A stable sort maintains the relative order of items that have the same key. For example, imagine your data set contains records with an employee id and a name. The initial order is:

1, Jim
2, George
3, Jim
4, Sally
5, George

You want to sort by name. A stable sort will arrange the items in this order:

2, George
5, George
1, Jim
3, Jim
4, Sally

Note that the duplicate records for "George" are in the same relative order as they were in the initial list. Same with the two "Jim" records.

An unstable sort might arrange the items like this:

5, George
2, George
1, Jim
3, Jim
4, Sally

Heapsort is not stable because operations on the heap can change the relative order of equal items. Not all Quicksort implementations are stable. It depends on how you implement the partitioning.
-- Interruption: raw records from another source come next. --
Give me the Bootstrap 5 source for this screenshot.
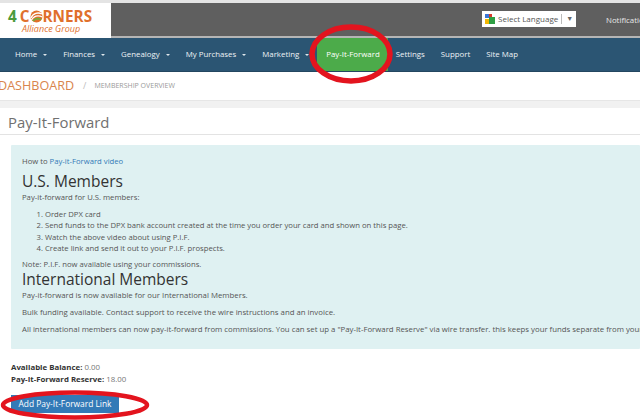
<!DOCTYPE html>
<html lang="en">
<head>
<meta charset="utf-8">
<title>Pay-It-Forward</title>
<link href="https://cdn.jsdelivr.net/npm/bootstrap@5.3.0/dist/css/bootstrap.min.css" rel="stylesheet">
<style>
html,body{width:640px;height:420px;overflow:hidden;background:#fff;}
body{font-family:"Open Sans","Liberation Sans",sans-serif;font-size:7.7px;color:#555;position:relative;}
.top-strip{height:3px;background:#e4e4e4;}
.top-bar{height:35px;background:#5f5f5f;border-bottom:2px solid #b5b5b5;}
.logo-box{width:111px;height:35px;background:#fff;padding:6px 0 0 8px;flex:none;}
.logo-main{font-size:15.300px;font-weight:700;line-height:14px;color:#e0702c;white-space:nowrap;display:flex;align-items:center;height:14px;}
.logo-main .four{color:#4c9a3c;margin-right:3px;}
.logo-sub{font-size:9px;font-style:italic;color:#e0702c;line-height:10px;padding-left:14px;white-space:nowrap;margin-top:1px;}
.lang-box{width:94px;height:16px;background:#fff;padding:0 3px;font-size:8px;color:#555;gap:3px;position:absolute;left:482px;top:11px;white-space:nowrap;}
.lang-sep{width:1px;height:10px;background:#bbb;flex:none;}
.lang-arrow{font-size:7px;color:#666;padding-left:1px;}
.notif{position:absolute;left:606px;top:15px;width:34px;overflow:hidden;color:#e8e8e8;font-size:7.85px;white-space:nowrap;}
.main-nav{height:34px;background:#2b5573;border-bottom:1px solid #234760;padding-left:7px;}
.main-nav .nav-link{color:#eef2f5;font-size:7.85px;line-height:33px;padding:0 8px;height:33px;white-space:nowrap;}
.nav-caret{display:inline-block;width:0;height:0;border-left:2px solid transparent;border-right:2px solid transparent;border-top:2px solid #dfe7ec;margin-left:6px;vertical-align:1px;}
.main-nav .nav-link.on{background:#4cab4a;color:#fff;padding:0 8px 0 9px;}
.crumb-bar{height:29px;background:#fff;border-bottom:1px solid #e6e6e6;margin-left:-2px;}
.crumb-main{font-size:12.600px;color:#d9854d;line-height:1;}
.crumb-sep{color:#bbb;font-size:9px;margin:0 8px 0 9px;}
.crumb-sub{font-size:7px;color:#999;}
.gray-gap{height:7px;background:#f1f1f1;}
.title-bar{height:27px;border-bottom:1px solid #e3e3e3;padding:2px 0 0 8px;}
.title-text{font-size:14.900px;color:#707070;font-weight:400;line-height:1;margin:0;}
.page-body{padding:10px 0 0 11px;white-space:nowrap;overflow:hidden;}
.info-box{width:629px;height:204px;background:#dff1f2;padding:11px 0 0 11px;color:#555;border-radius:1px;overflow:hidden;}
.info-box a{color:#337ab7;text-decoration:none;}
.info-box h3{font-size:15.500px;font-weight:400;color:#333;margin:0 0 2px;line-height:18px;}
.info-box h3.head-first{margin-top:5px;}
.info-line{margin:0;line-height:11px;}
.intl-text{font-size:7.8px;}
.steps{margin:6px 0 5px;padding-left:23px;line-height:11.300px;}
.gap-para{margin:6px 0 0;}
.bal{margin:13px 0 0;line-height:11.500px;color:#777;font-size:7.85px;}
.bal b{color:#333;font-weight:700;}
.btn-add{margin-top:10px;font-size:8.400px;background:#337ab7;border:0;border-radius:0;color:#fff;padding:0 7px;height:18px;line-height:18px;display:block;width:108px;white-space:nowrap;}
.ring{position:absolute;pointer-events:none;}
.ring-a{left:308px;top:22px;}
.ring-b{left:0;top:390px;}
</style>
</head>
<body>
<div class="top-strip"></div>
<div class="top-bar d-flex">
  <div class="logo-box">
    <div class="logo-main"><span class="four">4</span><span>C</span><svg width="13" height="13" viewBox="0 0 13 13"><circle cx="6.500" cy="6.500" r="6" fill="#e0702c"/><path d="M1 8C3 3 8 2 12 4M1.500 10C4 6 8 5 12.500 7" stroke="#fff" stroke-width="1.300" fill="none"/><path d="M3 11C5 8.500 8 8 11 9.500" stroke="#6fae3f" stroke-width="1.800" fill="none"/></svg><span>RNERS</span></div>
    <div class="logo-sub">Alliance Group</div>
  </div>
</div>
<div class="lang-box d-flex align-items-center">
  <svg width="10" height="10" viewBox="0 0 10 10" class="flex-shrink-0"><rect x="0" y="0" width="4" height="4" fill="#3b78d8"/><rect x="0" y="5" width="4" height="5" fill="#f2b705"/><rect x="4" y="0" width="3" height="3" fill="#d93a2b"/><rect x="4" y="3" width="6" height="7" fill="#2f9e44"/></svg>
  <span>Select Language</span><span class="lang-sep"></span><span class="lang-arrow">▼</span>
</div>
<div class="notif">Notifications</div>
<ul class="nav main-nav flex-nowrap">
  <li class="nav-item"><a class="nav-link" href="#">Home<span class="nav-caret"></span></a></li>
  <li class="nav-item"><a class="nav-link" href="#">Finances<span class="nav-caret"></span></a></li>
  <li class="nav-item"><a class="nav-link" href="#">Genealogy<span class="nav-caret"></span></a></li>
  <li class="nav-item"><a class="nav-link" href="#">My Purchases<span class="nav-caret"></span></a></li>
  <li class="nav-item"><a class="nav-link" href="#">Marketing<span class="nav-caret"></span></a></li>
  <li class="nav-item"><a class="nav-link on" href="#">Pay-It-Forward</a></li>
  <li class="nav-item"><a class="nav-link" href="#">Settings</a></li>
  <li class="nav-item"><a class="nav-link" href="#">Support</a></li>
  <li class="nav-item"><a class="nav-link" href="#">Site Map</a></li>
</ul>
<div class="crumb-bar d-flex align-items-center">
  <span class="crumb-main">DASHBOARD</span><span class="crumb-sep">/</span><span class="crumb-sub">MEMBERSHIP OVERVIEW</span>
</div>
<div class="gray-gap"></div>
<div class="title-bar d-flex align-items-center"><h1 class="title-text">Pay-It-Forward</h1></div>
<div class="page-body">
  <div class="info-box">
    <p class="info-line">How to <a href="#">Pay-it-Forward video</a></p>
    <h3 class="head-first">U.S. Members</h3>
    <p class="info-line">Pay-it-forward for U.S. members:</p>
    <ol class="steps">
      <li>Order DPX card</li>
      <li>Send funds to the DPX bank account created at the time you order your card and shown on this page.</li>
      <li>Watch the above video about using P.I.F.</li>
      <li>Create link and send it out to your P.I.F. prospects.</li>
    </ol>
    <p class="info-line">Note: P.I.F. now available using your commissions.</p>
    <h3>International Members</h3>
    <div class="intl-text">
      <p class="info-line">Pay-it-forward is now available for our International Members.</p>
      <p class="info-line gap-para">Bulk funding available. Contact support to receive the wire instructions and an invoice.</p>
      <p class="info-line gap-para">All international members can now pay-it-forward from commissions. You can set up a "Pay-It-Forward Reserve" via wire transfer. this keeps your funds separate from your commissions.</p>
    </div>
  </div>
  <p class="bal"><b>Available Balance:</b> 0.00<br><b>Pay-It-Forward Reserve:</b> 18.00</p>
  <a class="btn btn-add" href="#">Add Pay-It-Forward Link</a>
</div>
<svg class="ring ring-a" width="88" height="64" viewBox="0 0 88 64"><ellipse cx="43" cy="32" rx="39" ry="27" fill="none" stroke="#e3141e" stroke-width="5.500"/></svg>
<svg class="ring ring-b" width="152" height="30" viewBox="0 0 152 30"><ellipse cx="75" cy="15" rx="72" ry="12.500" fill="none" stroke="#e3141e" stroke-width="4.500"/></svg>
</body>
</html>
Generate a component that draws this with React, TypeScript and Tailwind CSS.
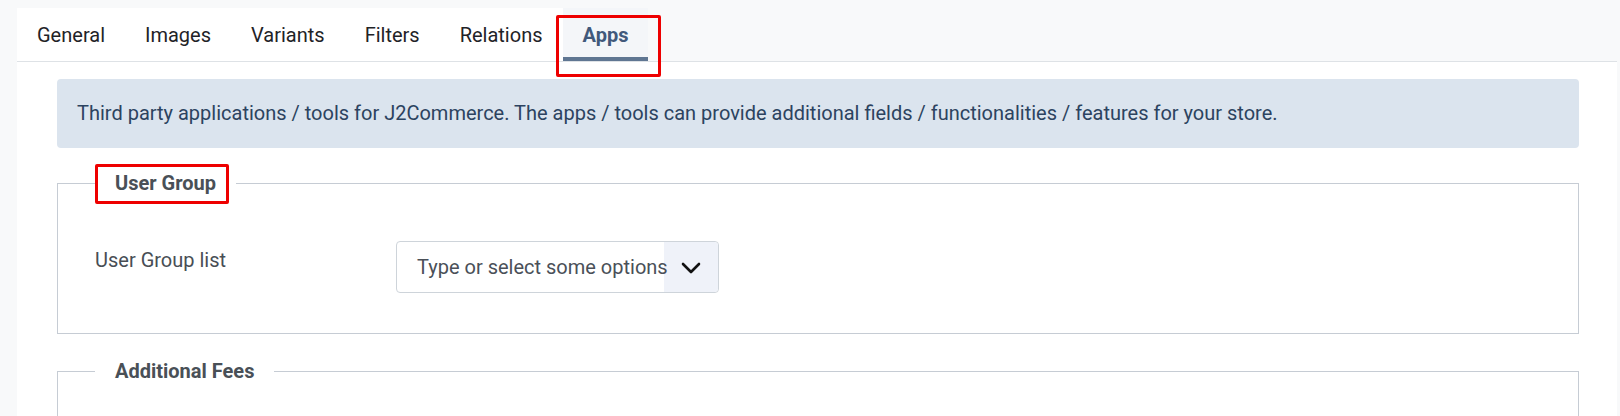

Although Heapsort has a worst case complexity of O(n log(n)), that doesn't tell the whole story. In real-world implementation, there are constant factors that the theoretical analysis doesn't take into account. In the case of Heapsort vs. Quicksort, it turns out that there are ways (median of 5, for example) to make Quicksort's worst cases very rare indeed. Also, maintaining a heap is not free.

Given an array with a normal distribution, Quicksort and Heapsort will both run in O(n log(n)). But Quicksort will execute faster because its constant factors are smaller than the constant factors for Heapsort. To put it simply, partitioning is faster than maintaining the heap.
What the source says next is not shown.